Instructions to follow
List each line of the data that holds the word "React".

-- START --

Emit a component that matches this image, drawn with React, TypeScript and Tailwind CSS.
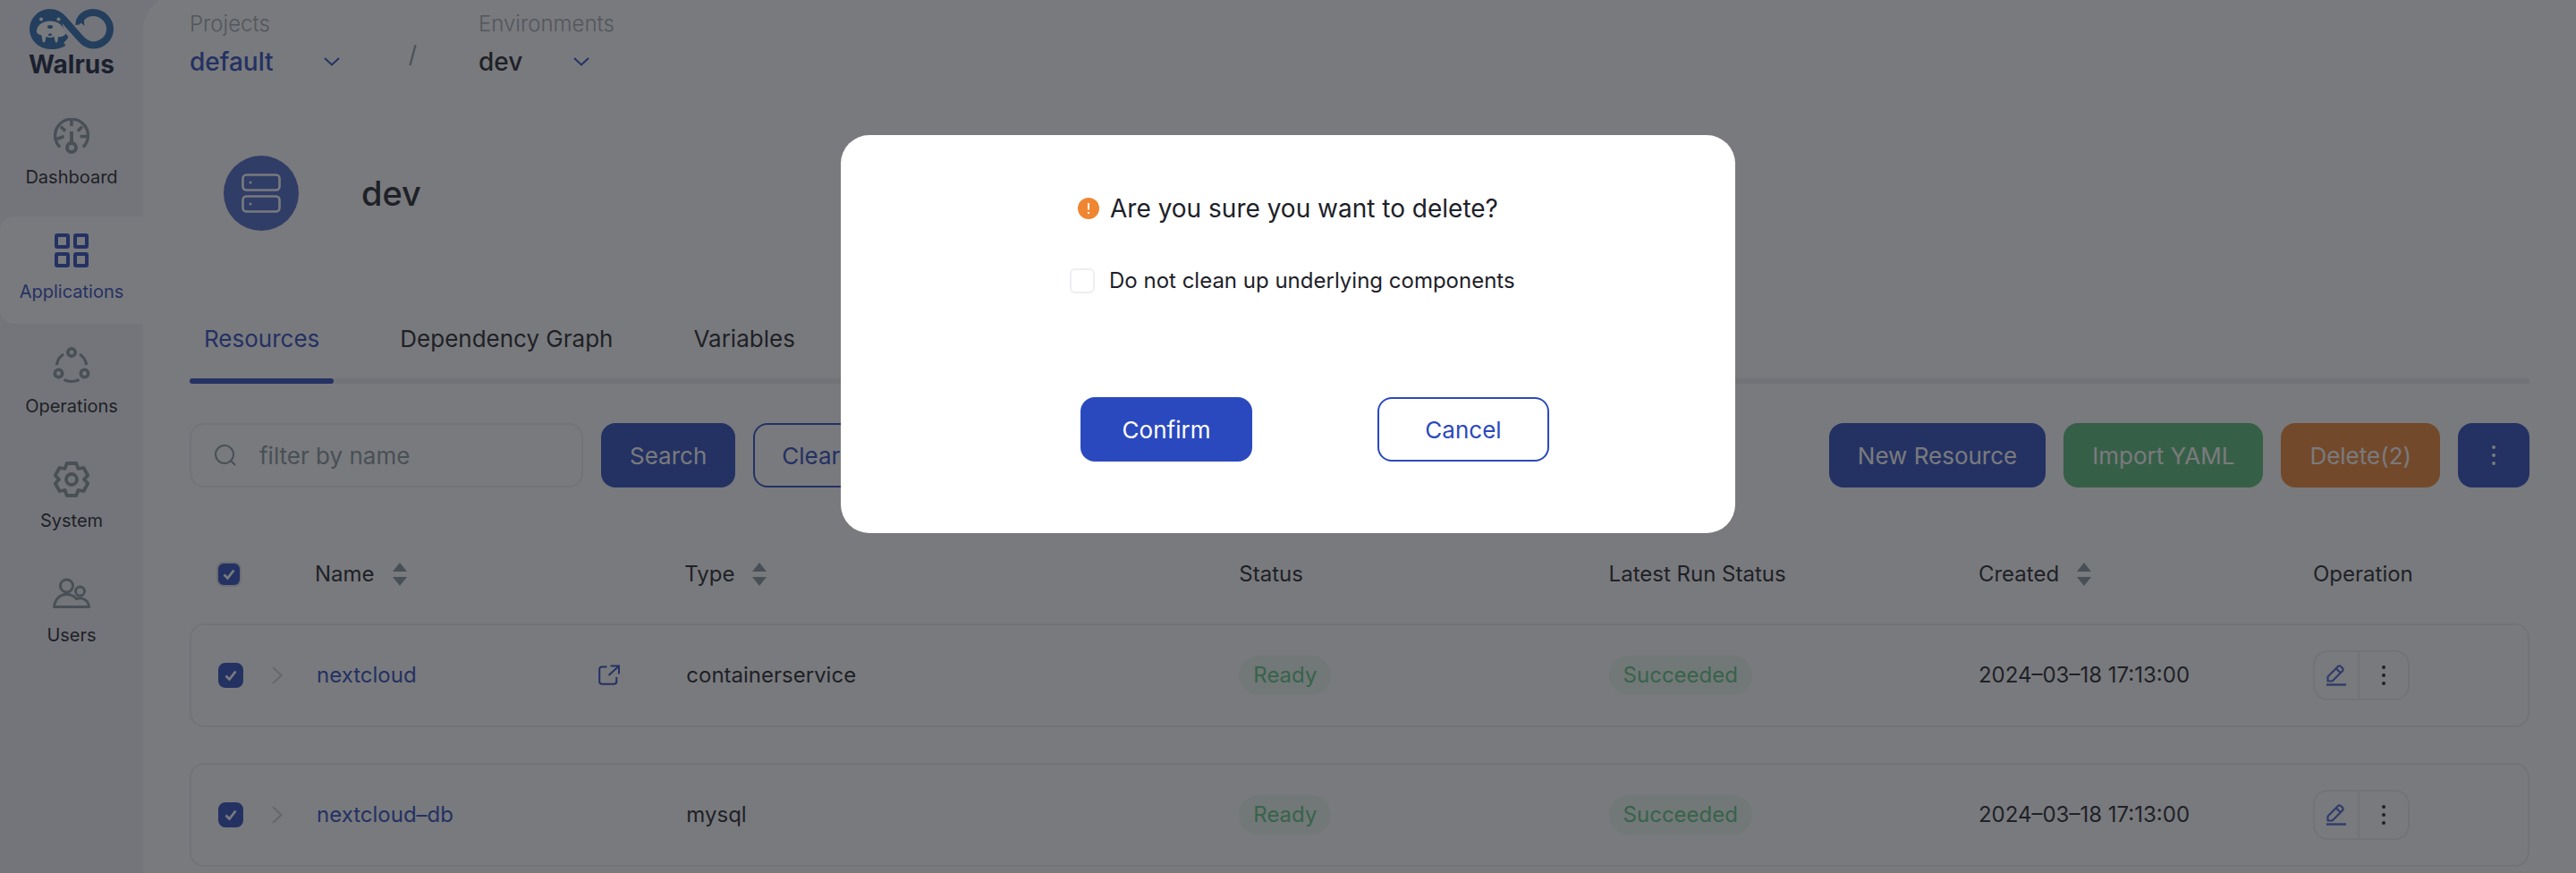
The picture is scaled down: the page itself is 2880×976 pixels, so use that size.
import React, { useState } from "react";

type IconProps = { className?: string };

function WalrusMark({ className }: IconProps) {
  return (
    <svg viewBox="0 0 94 45" className={className} fill="none" aria-hidden="true">
      <path
        d="M38 37.5C33.5 41 28.5 41 23 41C12.500 41 4 32.500 4 22.500C4 12.500 12.500 4 22.500 4C29 4 33.500 6.500 37.500 11L57 33C61 37.500 65.500 40.500 71 40.500C81.500 40.500 90 32.500 90 22.500C90 12.500 81.500 4 71 4C64 4 57.500 8 55.500 15"
        stroke="#2b6cb0"
        strokeWidth="8"
      />
      <path
        d="M22.500 1C10.600 1 1 10.600 1 22.500S10.600 44 22.500 44C31 44 39 39 43.500 31.500L38 24L36 12L33 4Z"
        fill="#2b6cb0"
      />
      <path
        d="M8 24C9 17 16 13.500 23 13.500C31 13.500 37 17.500 38.500 24L41 27C39 30 36 32 32 31L31.500 36Q30 39 28.500 36L27.500 31Q23 33 18.500 31L17.500 36Q16 39 14.500 36L13.500 29.500C9.500 28.500 7.500 27 8 24Z"
        fill="#ffffff"
      />
      <circle cx="13" cy="11.500" r="2" fill="#ffffff" />
      <circle cx="32.500" cy="11.500" r="2" fill="#ffffff" />
      <ellipse cx="23" cy="20" rx="3" ry="2" fill="#2b6cb0" />
      <path d="M20.500 29Q21.500 31 23 29.500Q24.500 31 25.500 29L23 27Z" fill="#2b6cb0" />
      <path d="M51 18L52.500 12L60.500 10L61.500 19L57.500 15.500L55.500 17.500Z" fill="#2b6cb0" />
    </svg>
  );
}

function DashboardIcon({ className }: IconProps) {
  return (
    <svg viewBox="0 0 40 40" className={className} fill="none" stroke="currentColor" aria-hidden="true">
      <path d="M7 32.500A18.400 18.400 0 1 1 33 32.500" strokeWidth="3.400" />
      <circle cx="20" cy="33" r="5" strokeWidth="4" />
      <path d="M20 28V15" strokeWidth="4" />
      <path d="M20 2V9M8 9.500L13 14.500M32 9.500L27 14.500M3.500 23.500L11.500 20.500M37 20.500H29.500" strokeWidth="3.600" />
    </svg>
  );
}

function ApplicationsIcon({ className }: IconProps) {
  return (
    <svg viewBox="0 0 40 40" className={className} fill="none" stroke="currentColor" strokeWidth="4" aria-hidden="true">
      <rect x="3" y="3" width="13" height="13" rx="1" />
      <rect x="24" y="3" width="13" height="13" rx="1" />
      <rect x="3" y="24" width="13" height="13" rx="1" />
      <rect x="24" y="24" width="13" height="13" rx="1" />
    </svg>
  );
}

function OperationsIcon({ className }: IconProps) {
  return (
    <svg viewBox="1 1 40 40" className={className} fill="none" stroke="currentColor" overflow="visible" aria-hidden="true">
      <circle cx="21" cy="7" r="4.200" strokeWidth="3.600" />
      <circle cx="6.500" cy="30.500" r="4.200" strokeWidth="3.600" />
      <circle cx="35.500" cy="30.500" r="4.200" strokeWidth="3.600" />
      <path d="M4.500 21C5 16 8 11.500 12 9M30 9C34 11.500 37 16 37.500 21M12.500 37.500Q21 41.500 29.500 37.500" strokeWidth="3.200" />
    </svg>
  );
}

function SystemIcon({ className }: IconProps) {
  return (
    <svg viewBox="0 0 40 40" className={className} fill="none" stroke="currentColor" strokeWidth="3.800" strokeLinejoin="round" aria-hidden="true">
      <path d="M14.800 2H25.200L27.500 8L33.500 7L38.200 15.500L34 20L38.200 24.500L33.500 33L27.500 32L25.200 38H14.800L12.500 32L6.500 33L1.800 24.500L6 20L1.800 15.500L6.500 7L12.500 8Z" />
      <circle cx="20" cy="20" r="6" />
    </svg>
  );
}

function UsersIcon({ className }: IconProps) {
  return (
    <svg viewBox="1 -2 40 40" className={className} fill="none" stroke="currentColor" strokeWidth="3" strokeLinejoin="round" overflow="visible" aria-hidden="true">
      <circle cx="15.500" cy="9" r="7" />
      <circle cx="30.500" cy="15" r="5" />
      <path d="M1.500 32.500C2.500 24 8 18.500 15.500 18.500C20.500 18.500 24 20.500 26.500 23.500C32.500 21 40 25 40.500 32.500Z" />
    </svg>
  );
}

function ServerIcon({ className }: IconProps) {
  return (
    <svg viewBox="0 0 44 44" className={className} fill="none" stroke="currentColor" strokeWidth="2.600" aria-hidden="true">
      <rect x="1.500" y="1.500" width="41" height="17" rx="4" />
      <rect x="1.500" y="25.500" width="41" height="17" rx="4" />
      <circle cx="10" cy="10" r="1.500" fill="currentColor" stroke="none" />
      <circle cx="10" cy="34" r="1.500" fill="currentColor" stroke="none" />
    </svg>
  );
}

function Chevron({ className }: IconProps) {
  return (
    <svg viewBox="0 0 18 10" className={className} fill="none" stroke="currentColor" strokeWidth="2" aria-hidden="true">
      <path d="M1 1L9 8.500L17 1" />
    </svg>
  );
}

function ChevronRight({ className }: IconProps) {
  return (
    <svg viewBox="0 0 12 20" className={className} fill="none" stroke="currentColor" strokeWidth="2" aria-hidden="true">
      <path d="M1 1L10.500 10L1 19" />
    </svg>
  );
}

function SearchIcon({ className }: IconProps) {
  return (
    <svg viewBox="0 0 24 24" className={className} fill="none" stroke="currentColor" strokeWidth="2" aria-hidden="true">
      <circle cx="11" cy="11" r="10" />
      <path d="M18 18L23 23" />
    </svg>
  );
}

function ExternalIcon({ className }: IconProps) {
  return (
    <svg viewBox="0 0 24 24" className={className} fill="none" stroke="currentColor" strokeWidth="2" aria-hidden="true">
      <path d="M9.500 2.500H4Q1.200 2.500 1.200 5.300V19Q1.200 21.800 4 21.800H17.500Q20.300 21.800 20.300 19V14" />
      <path d="M13.500 1.500H23V10.500M22.500 2L11.500 12" />
    </svg>
  );
}

function EditIcon({ className }: IconProps) {
  return (
    <svg viewBox="0 0 22 24" className={className} fill="none" stroke="currentColor" strokeWidth="2.200" aria-hidden="true">
      <path d="M1.500 18.500V13.500L13 2Q14.500 .8 16 2L18 4Q19.200 5.500 18 7L6.500 18.500Z" strokeLinejoin="round" />
      <path d="M11 4.500L15.500 9" />
      <path d="M0 22.500H22" strokeWidth="2.400" />
    </svg>
  );
}

function DotsIcon({ className }: IconProps) {
  return (
    <svg viewBox="0 0 4 24" className={className} fill="currentColor" aria-hidden="true">
      <circle cx="2" cy="3" r="2" />
      <circle cx="2" cy="12" r="2" />
      <circle cx="2" cy="21" r="2" />
    </svg>
  );
}

function SortIcon({ className }: IconProps) {
  return (
    <svg viewBox="0 0 16 26" className={className} fill="currentColor" aria-hidden="true">
      <path d="M8 0L16 10H0ZM8 26L0 16H16Z" />
    </svg>
  );
}

function WarningIcon({ className }: IconProps) {
  return (
    <svg viewBox="0 0 24 24" className={className} aria-hidden="true">
      <circle cx="12" cy="12" r="12" fill="#f08632" />
      <path d="M12 6V13.500M12 16V18" stroke="#ffffff" strokeWidth="2" />
    </svg>
  );
}

function CheckBox({ id, label, defaultChecked, boxClass }: { id: string; label: string; defaultChecked?: boolean; boxClass: string }) {
  return (
    <span className="relative inline-flex size-7 shrink-0">
      <input
        id={id}
        type="checkbox"
        aria-label={label}
        defaultChecked={defaultChecked}
        className={"peer size-7 appearance-none border-2 bg-white " + boxClass}
      />
      <svg viewBox="0 0 28 28" className="pointer-events-none absolute inset-0 hidden size-7 peer-checked:block" fill="none" aria-hidden="true">
        <path d="M8.500 14.500L12.500 18.500L19.500 9.500" stroke="#ffffff" strokeWidth="2.800" />
      </svg>
    </span>
  );
}

const navItems = [
  { label: "Dashboard", Icon: DashboardIcon, active: false },
  { label: "Applications", Icon: ApplicationsIcon, active: true },
  { label: "Operations", Icon: OperationsIcon, active: false },
  { label: "System", Icon: SystemIcon, active: false },
  { label: "Users", Icon: UsersIcon, active: false },
];

const tabs = ["Resources", "Dependency Graph", "Variables"];

const resources = [
  { name: "nextcloud", type: "containerservice", link: true, status: "Ready", run: "Succeeded", created: "2024–03–18 17:13:00" },
  { name: "nextcloud–db", type: "mysql", link: false, status: "Ready", run: "Succeeded", created: "2024–03–18 17:13:00" },
];

function Sidebar() {
  return (
    <aside className="flex w-40 shrink-0 flex-col pt-2.5">
      <a href="#home" className="flex flex-col items-center">
        <WalrusMark className="h-[45px] w-[94px]" />
        <span className="text-[28px] leading-[34px] font-bold text-[#141e3c]">Walrus</span>
      </a>
      <nav className="mt-[25px] flex flex-col gap-2">
        {navItems.map(({ label, Icon, active }) => (
          <a
            key={label}
            href={"#" + label.toLowerCase()}
            className={
              active
                ? "flex h-[120px] flex-col items-center rounded-l-2xl bg-white pt-[18px] text-[#2b49be]"
                : "flex h-[120px] flex-col items-center pt-[18px] text-[#1d2129]"
            }
          >
            <Icon className={active ? "size-10 text-[#2b49be]" : "size-10 text-[#86969f]"} />
            <span className="mt-3 text-[20px] leading-7">{label}</span>
          </a>
        ))}
      </nav>
    </aside>
  );
}

function Breadcrumb({ id, label, value, tone, width }: { id: string; label: string; value: string; tone: string; width: string }) {
  return (
    <div className="flex flex-col">
      <label htmlFor={id} className="text-[24px] leading-7 font-light text-[#a0a6b0]">
        {label}
      </label>
      <span className={"relative mt-2 flex items-center " + width}>
        <select id={id} className={"w-full appearance-none bg-transparent text-[28px] leading-10 font-medium " + tone}>
          <option>{value}</option>
        </select>
        <Chevron className="pointer-events-none absolute right-0 h-2.5 w-[18px] text-[#2b49be]" />
      </span>
    </div>
  );
}

function ResourceTable() {
  const head = "p-0 pl-4 text-left align-middle text-[24px] leading-[30px] font-normal";
  const cell = "border-y-2 border-[#eceef2] p-0 pl-4 text-[24px]";
  return (
    <table className="mt-[42px] -mb-10 w-full table-fixed border-separate border-spacing-x-0 border-spacing-y-10">
      <colgroup>
        <col className="w-[124px]" />
        <col className="w-[15.8%]" />
        <col className="w-[23.7%]" />
        <col className="w-[15.8%]" />
        <col className="w-[15.8%]" />
        <col className="w-[14.3%]" />
        <col />
      </colgroup>
      <thead>
        <tr className="h-[30px]">
          <th className="p-0 pl-[30px] text-left align-middle">
            <span className="flex">
              <CheckBox id="all" label="Select all resources" defaultChecked boxClass="rounded-lg border-[#dcdfe6] checked:bg-[#2b49be]" />
            </span>
          </th>
          {["Name", "Type", "Status", "Latest Run Status", "Created", "Operation"].map((title) => (
            <th key={title} className={head}>
              <span className="flex items-center gap-5">
                {title}
                {["Name", "Type", "Created"].includes(title) && (
                  <button type="button" aria-label={"Sort by " + title}>
                    <SortIcon className="h-[26px] w-4 text-[#86969f]" />
                  </button>
                )}
              </span>
            </th>
          ))}
        </tr>
      </thead>
      <tbody>
        {resources.map((r) => (
          <tr key={r.name} className="h-[116px]">
            <td className="rounded-l-2xl border-y-2 border-l-2 border-[#eceef2] p-0 pl-[30px]">
              <span className="flex items-center gap-8">
                <CheckBox id={r.name} label={"Select " + r.name} defaultChecked boxClass="rounded-lg border-[#2b49be] checked:bg-[#2b49be]" />
                <button type="button" aria-label={"Expand " + r.name}>
                  <ChevronRight className="h-5 w-3 text-[#c9cdd4]" />
                </button>
              </span>
            </td>
            <td className={cell}>
              <span className="flex items-center justify-between pr-14 pl-0.5">
                <a href={"#" + r.name} className="text-[#2b49be]">
                  {r.name}
                </a>
                {r.link && (
                  <a href="#open" aria-label={"Open " + r.name}>
                    <ExternalIcon className="size-6 text-[#2b49be]" />
                  </a>
                )}
              </span>
            </td>
            <td className={cell}>
              <span className="pl-0.5">{r.type}</span>
            </td>
            <td className={cell}>
              <span className="inline-block h-11 rounded-full bg-[#ebf9ef] px-4 leading-11 text-[#5cc583]">{r.status}</span>
            </td>
            <td className={cell}>
              <span className="inline-block h-11 rounded-full bg-[#ebf9ef] px-4 leading-11 text-[#5cc583]">{r.run}</span>
            </td>
            <td className={cell}>{r.created}</td>
            <td className="rounded-r-2xl border-y-2 border-r-2 border-[#eceef2] p-0 pl-4">
              <span className="inline-flex h-14 rounded-2xl border-2 border-[#eceef2] align-middle">
                <button type="button" aria-label={"Edit " + r.name} className="flex w-[50px] items-center justify-center border-r-2 border-[#eceef2]">
                  <EditIcon className="h-6 w-[22px] text-[#4663cc]" />
                </button>
                <button type="button" aria-label={"More actions for " + r.name} className="flex w-[54px] items-center justify-center">
                  <DotsIcon className="h-6 w-1" />
                </button>
              </span>
            </td>
          </tr>
        ))}
      </tbody>
    </table>
  );
}

function DeleteDialog({ onClose }: { onClose: () => void }) {
  return (
    <div className="fixed inset-0 flex items-start justify-center bg-[#202126]/60 pt-[151px]">
      <div role="dialog" aria-modal="true" aria-labelledby="dialog-title" className="w-full max-w-[1000px] rounded-[32px] bg-white pt-[62px] pb-20">
        <h2 id="dialog-title" className="flex items-center justify-center gap-3 text-[28px] leading-10 font-normal">
          <WarningIcon className="size-6" />
          Are you sure you want to delete?
        </h2>
        <div className="mt-[41px] flex h-10 items-center gap-4 pl-64">
          <CheckBox id="keep" label="Do not clean up underlying components" boxClass="rounded-md border-[#eceef2] checked:bg-[#2b49be]" />
          <label htmlFor="keep" className="text-[24px]">
            Do not clean up underlying components
          </label>
        </div>
        <div className="mt-[110px] flex justify-center gap-[140px] pl-[60px]">
          <button type="button" onClick={onClose} className="h-[72px] w-48 rounded-2xl bg-[#2b49be] text-[26px] text-white">
            Confirm
          </button>
          <button type="button" onClick={onClose} className="h-[72px] w-48 rounded-2xl border-2 border-[#2b49be] bg-white text-[26px] text-[#2b49be]">
            Cancel
          </button>
        </div>
      </div>
    </div>
  );
}

export default function App() {
  const [open, setOpen] = useState(true);
  return (
    <div className="flex min-h-screen overflow-hidden bg-[#f2f3f7] font-['Inter','Liberation_Sans',sans-serif] text-[24px] text-[#1d2129]">
      <Sidebar />
      <main className="-mt-1.5 min-w-0 flex-1 rounded-tl-[40px] bg-white px-[52px] pt-[19px]">
        <header className="flex">
          <Breadcrumb id="project" label="Projects" value="default" tone="text-[#2b49be]" width="w-[168px]" />
          <span className="mt-[30px] w-[155px] pl-2 text-center text-[26px] leading-9 text-[#86969f]">/</span>
          <Breadcrumb id="environment" label="Environments" value="dev" tone="text-[#1d2129]" width="w-[124px]" />
        </header>
        <section className="mt-[85px] flex items-center gap-[70px] pl-[38px]">
          <span className="flex size-[84px] items-center justify-center rounded-full bg-[#4a66c8]">
            <ServerIcon className="size-11 text-white" />
          </span>
          <h1 className="text-[38px] leading-[52px] font-medium">dev</h1>
        </section>
        <div role="tablist" className="mt-[96px] flex gap-[58px] border-b-6 border-[#eceef2]">
          {tabs.map((tab, i) => (
            <button
              key={tab}
              type="button"
              role="tab"
              aria-selected={i === 0}
              className={i === 0 ? "-mb-1.5 text-[26px] leading-[50px] text-[#2b49be]" : "-mb-1.5 text-[26px] leading-[50px]"}
            >
              <span className="block px-4">{tab}</span>
              <span className={i === 0 ? "mt-[19px] block h-1.5 rounded-full bg-[#2b49be]" : "mt-[19px] block h-1.5"} />
            </button>
          ))}
        </div>
        <div className="mt-11 flex items-center gap-5 text-[26px]">
          <label className="flex h-[72px] w-[440px] items-center gap-[26px] rounded-2xl border-2 border-[#eceef2] px-[26px]">
            <SearchIcon className="size-6 shrink-0 text-[#86969f]" />
            <input type="text" aria-label="Filter by name" placeholder="filter by name" className="min-w-0 flex-1 outline-none placeholder:text-[#86969f]" />
          </label>
          <button type="button" className="h-[72px] rounded-2xl bg-[#2b49be] px-8 text-white">Search</button>
          <button type="button" className="h-[72px] rounded-2xl border-2 border-[#2b49be] px-[30px] text-[#2b49be]">Clear</button>
          <button type="button" className="ml-auto h-[72px] rounded-2xl bg-[#2b49be] px-8 text-white">New Resource</button>
          <button type="button" className="h-[72px] rounded-2xl bg-[#59bc78] px-8 text-white">Import YAML</button>
          <button type="button" className="h-[72px] rounded-2xl bg-[#f08632] px-8 text-white">Delete(2)</button>
          <button type="button" aria-label="More" className="flex h-[72px] w-20 items-center justify-center rounded-2xl bg-[#2b49be] text-white">
            <DotsIcon className="h-6 w-1" />
          </button>
        </div>
        <ResourceTable />
      </main>
      {open && <DeleteDialog onClose={() => setOpen(false)} />}
    </div>
  );
}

-- END --

Answer
Emit a component that matches this image, drawn with React, TypeScript and Tailwind CSS.
import React, { useState } from "react";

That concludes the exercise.